My interest in, and consumption of raw food has sky rocketed over the last two weeks.

It probably started when I went to Simi and Kosta's place for dinner about a month ago. They had just bought a dehydrator and were drying out flax seed crackers. I got to taste a couple from the previous batch and they were delicious. Simi had also made little truffles from dried fruit, nuts and tahini - equally delicious.

I googled flax seed crackers last week and made my own batch in a very low oven (I don't have a dehydrator). At the same time I remembered a delicious raw dip recipe, the base is brazil nuts, sunflower and pepitas with fresh coriander and flax seed oil, garlic, lemon and some other ingredients.

So I've been munching out on seed crackers, raw green dip and truffles (my son calls these donkey balls).
Add to that my already high consumption of raw food - fresh fruit and nuts during the day, big salads and carrot/beetroot juice for dinner - and the result is an abundance of vitality and a bright glow – this is our natural state.

Although my normal diet is mostly raw foods, the difference is that I'm now consciously choosing them over those other habitual ‘comfort’ foods.
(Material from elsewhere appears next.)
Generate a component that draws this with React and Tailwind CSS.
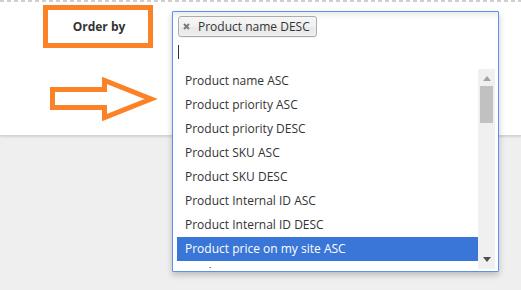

The occasional breakfast croissant has been replaced with sprouted wheat bread (its surprisingly sweet), commercial crackers are replaced with flax seed crackers, my daily dose of dark chocolate is replaced with donkey balls, and fresh vegetable juice washes down my dinner salad of sprouts and greens.
The only thing I won't be replacing (yet) is my morning kick-ass coffee.

During my mid twenties I read 'Raw Energy' by Leslie and Suzanna Kenton and spent just under a year on a completely raw food diet – seed and nut chesses, wheatgrass juice, the whole lot, so this is not a new phenomenon. I well know the scientific reasoning for including an abundance of raw foods in my daily diet (the live enzymes in raw foods are destroyed by heating), but scientific evidence is no comparison to personal experience - ask anyone who has converted to a diet that is at least 80% raw and they will rave about their increased energy, clarity, lightness, skin glow, bright eyes, positive outlook etc...

And an additional benefit is that once you get a taste for raw foods and their vitalising effect on your physical and mental wellbeing, you won't want cooked or commercially produced food anymore - it seems dead. The 'life energy' (prana) in raw food is almost visible to those who can sense subtle energy. My body tingles with expectation now when I think of food that is still pulsating with life. My body wants to stay tuned to this higher frequency.

Dead food has become unattractive.

Image: Mature sunflower sprouts ready for harvesting and baby lentil sprouts on my kitchen window.